News Corp. (NWS, NWSA), the company owned by media baron Rupert Murdoch, Thursday posted a loss for the second quarter that narrowed from a year ago. Both earnings and revenues for the quarter trumped Wall Street estimates.
The New York-based media company reported a second-quarter loss of $84 million or $0.14 per share, narrower than last year's loss of $290 million or $0.50 per share.
Adjusted earnings were $138 million or $0.24 per share, up from $110 million or $0.19 per share last year. Analysts polled by Thomson Reuters expected earnings of $0.19 per share.
Revenues for the quarter rose 3 percent to $2.18 billion from $2.12 billion last year. Analysts had a consensus revenue estimate of $2.13 billion.
Revenue at key news and information services segment, which includes Dow Jones and The Wall Street Journal, was relatively flat at $1.30 billion. Among smaller segments, book publishing rose 1 percent; digital real estate jumped 21 percent, and cable network programming gained 15 percent.
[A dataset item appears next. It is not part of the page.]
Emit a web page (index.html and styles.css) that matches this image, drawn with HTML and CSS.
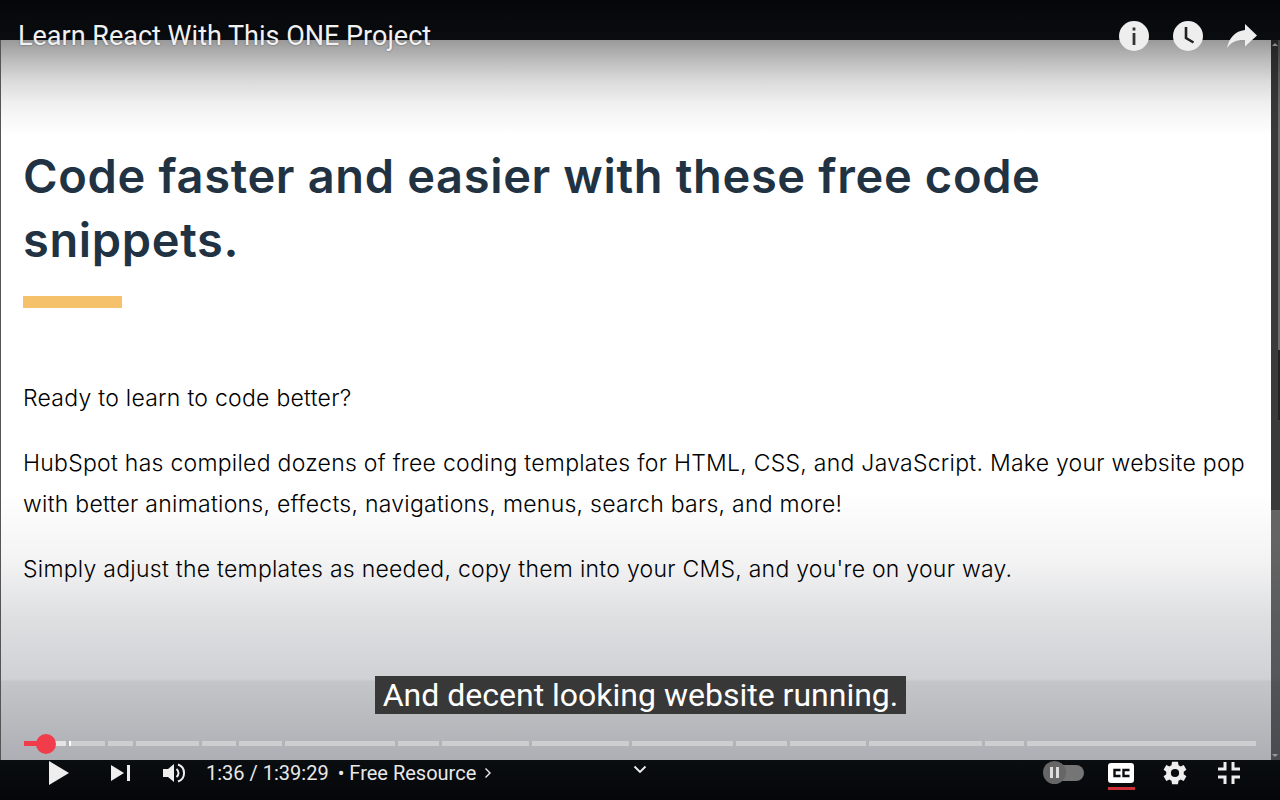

Chief Executive Robert Thomson said: "The robust first half results highlight the virtue of our strategy to become increasingly digital and global, the discipline of our financial management, and our commitment to premium content and high-quality, high-integrity news. First half revenues were up 4% and profitability improved by 27%, including strong results in the second quarter."
Digital revenues increased to 29 percent of News and Information Services segment revenues, compared to 26 percent last year. The company said that the Wall Street Journal's average daily digital subscribers rose to 1.4 million, up from 1.08 million last year.
News Corp separated itself in 2013 after Rupert Murdoch spun off its more profitable entertainment and TV assets into Twenty-First Century Fox (FOX, FOXA).
NWSA closed Thursday's trading at $15.65, down $0.41 or 2.55%, on the Nasdaq. The stock, however, gained $0.12 or 0.77% in the after-hours trade.